Why manufacturer flexibility matters during product launch

manufacturer flexibility When choosing a manufacturer to launch your medical device, there are a lot of things to consider and options to compare. Cost, quality and lead time usually lead the list. Which ones are most important for your device?   In this blog I’m going to focus on an often overlooked attribute that should be a high priority in any launch plan.

Manufacturing flexibility could end up being one of the most important factors to an efficient and cost effective product launch that fits your business objectives.  Making sure the right amount of product is in the hands of end users at the appropriate time, handling fluctuations in forecast, and implementing design changes quickly based on initial market feedback are all common launch situations that demand manufacturing flexibility.

  • Uncertain Forecasts – Is your forecast really unknown or uncertain?
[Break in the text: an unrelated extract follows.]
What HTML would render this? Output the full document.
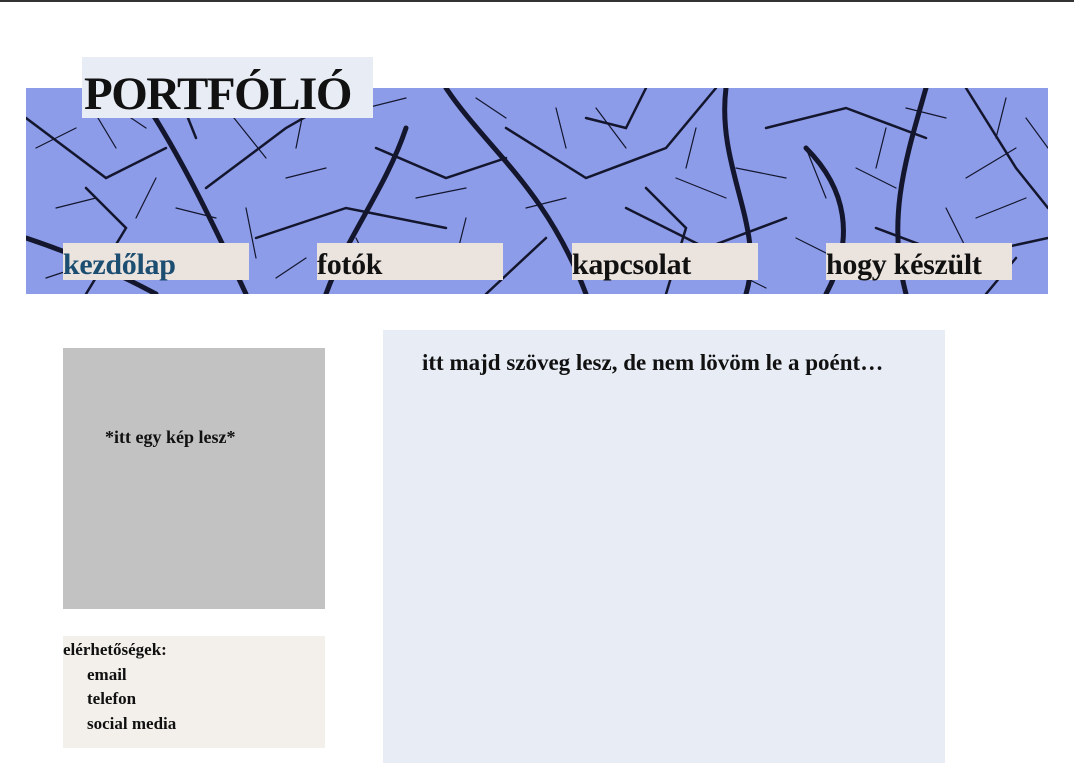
<!DOCTYPE html>
<html><head><meta charset="utf-8"><style>
*{margin:0;padding:0;box-sizing:border-box}
body{width:1074px;height:763px;background:#fff;position:relative;overflow:hidden;font-family:"Liberation Serif",serif;font-weight:bold;color:#111}
.abs{position:absolute}
.topline{left:0;top:0;width:1074px;height:2px;background:#333}
.banner{left:26px;top:88px;width:1022px;height:206px;background:#8c9ce8;overflow:hidden}
.title{left:82px;top:57px;width:291px;height:61px;background:#e8edf5;font-size:47px;line-height:74px;padding-left:2px;letter-spacing:-1.5px}
.nav{top:243px;width:186px;height:37px;background:#ebe3de;font-size:30px;line-height:44px;letter-spacing:-0.3px}
.gray{left:63px;top:348px;width:262px;height:261px;background:#c2c2c2}
.contact{left:63px;top:636px;width:262px;height:112px;background:#f3f0eb;font-size:17px;line-height:24.5px;padding-top:2px}
.main{left:383px;top:330px;width:562px;height:433px;background:#e8edf5}
</style></head><body>
<div class="abs topline"></div>
<div class="abs banner">
<svg width="1022" height="206" viewBox="0 0 1022 206" fill="none" stroke="#14162e" stroke-linecap="round">
<g stroke-width="5">
<path d="M110 0 C150 60 180 120 220 206"/>
<path d="M420 0 C460 60 520 100 560 206"/>
<path d="M700 0 C690 80 740 140 720 206"/>
<path d="M900 0 C880 70 860 130 880 206"/>
<path d="M0 150 C60 170 100 190 130 206"/>
<path d="M300 206 C320 150 360 100 380 40"/>
<path d="M780 60 C820 100 830 150 800 206"/>
</g>
<g stroke-width="2.5">
<path d="M0 30 L80 90 L140 60"/><path d="M180 100 L260 40 L330 0"/><path d="M230 150 L320 120 L420 140"/>
<path d="M480 40 L560 90 L640 60 L690 0"/><path d="M600 120 L680 160 L760 130"/><path d="M740 40 L820 20 L900 50"/>
<path d="M940 0 L990 80 L1022 120"/><path d="M850 140 L930 170 L1022 150"/><path d="M520 150 L460 206"/>
<path d="M60 206 L100 140 L60 100"/><path d="M350 60 L420 90 L480 70"/><path d="M640 206 L660 140 L620 100"/>
<path d="M960 206 L990 170"/><path d="M150 0 L170 50"/><path d="M620 0 L600 40 L560 30"/>
</g>
<g stroke-width="1.2">
<path d="M10 60 L50 40 M30 120 L70 110 M90 20 L120 40 M200 20 L240 70 M260 90 L300 80 M340 20 L380 10 M390 110 L440 100 M450 10 L480 30 M500 120 L540 110 M570 20 L600 60 M650 90 L700 110 M710 80 L760 90 M770 150 L810 170 M830 80 L870 100 M880 20 L920 30 M940 90 L990 60 M1000 30 L1022 60 M950 130 L1000 110 M150 120 L190 130 M170 170 L200 190 M400 170 L440 190 M590 180 L620 170 M840 190 L880 180 M20 190 L50 180 M250 190 L280 170 M700 180 L740 200"/>
<path d="M60 10 L90 60 M130 90 L110 130 M280 10 L270 60 M330 150 L350 190 M540 60 L530 20 M670 40 L660 80 M800 110 L780 60 M920 120 L940 160 M980 10 L970 50 M440 130 L430 170 M220 120 L230 170 M860 40 L850 80"/>
</g>
</svg>
</div>
<div class="abs title">PORTFÓLIÓ</div>
<div class="abs nav" style="left:63px;color:#1c4e72">kezdőlap</div>
<div class="abs nav" style="left:317px">fotók</div>
<div class="abs nav" style="left:572px">kapcsolat</div>
<div class="abs nav" style="left:826px">hogy készült</div>
<div class="abs gray"><div class="abs" style="left:42px;top:79px;font-size:18px">*itt egy kép lesz*</div></div>
<div class="abs contact">elérhetőségek:<br><span style="padding-left:24px">email</span><br><span style="padding-left:24px">telefon</span><br><span style="padding-left:24px">social media</span></div>
<div class="abs main"><div class="abs" style="left:39px;top:20px;font-size:23px;white-space:nowrap">itt majd szöveg lesz, de nem lövöm le a poént…</div></div>
</body></html>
Initial volumes when launching a product may not ramp as quickly as expected.  If you have made volume commitments based on pricing, this could pose a problem or be costly if the production line is paused while markets are developed.
  • Volume Inventory – Initial changes are inevitable, if you have committed to higher volume inventory levels, having to rework or scrap could be a very high unwanted cost. Starting with more flexible lower volumes of inventory to start with may seem more costly at the surface but eliminating potential scrap and rework cost could save you much more than you might expect.
  • Unknown final configurations – Flexibility is required to react quickly to branding changes, evolving globalization and labelling strategies, changes you need to make from initial market feedback.
  • Incomplete DFM (Design For Manufacturing) – Depending on the level of completeness of the design for manufacturing plan at launch, a number of post launch activities may be required. Ideally, cost reduction strategies can be implemented after launch. But it is more important to react quickly and implement changes required from the effects of variability. Design, technical changes, process development, capital tooling changes, and any other the major issues that come up need to be addressed before tackling DFM.  Those items could kill budgets and timelines including DFM work.
  • Supply Chain development – It is important to have a supplier network that reacts to quick changes. Highly flexible suppliers can cater to novel fabrication processes for initial launch volumes.   As the volumes increase across the program, flexible manufacturers understand which suppliers will be ramping with you and add new suppliers who will have a greater positive impact on quality, cost, and delivery as your volumes allow.

Whatever your medical device launch strategy and focus might be, your manufacturing partner should be flexible and facilitate your success.  Being able to deliver high quality product at the right time to end users, reacting quickly, supporting design adjustments, and implementing changes based on market feedback while managing uncertain forecasts that may present during a launch are all factors to consider. When looking at criteria for choosing your manufacturing launch partner, focus on flexibility as much as cost, quality and lead time.

Jason Dolynny is StarFish Medical’s Director of Manufacturing.  Jason is responsible for our manufacturing operations including service, inventory and supply chain management.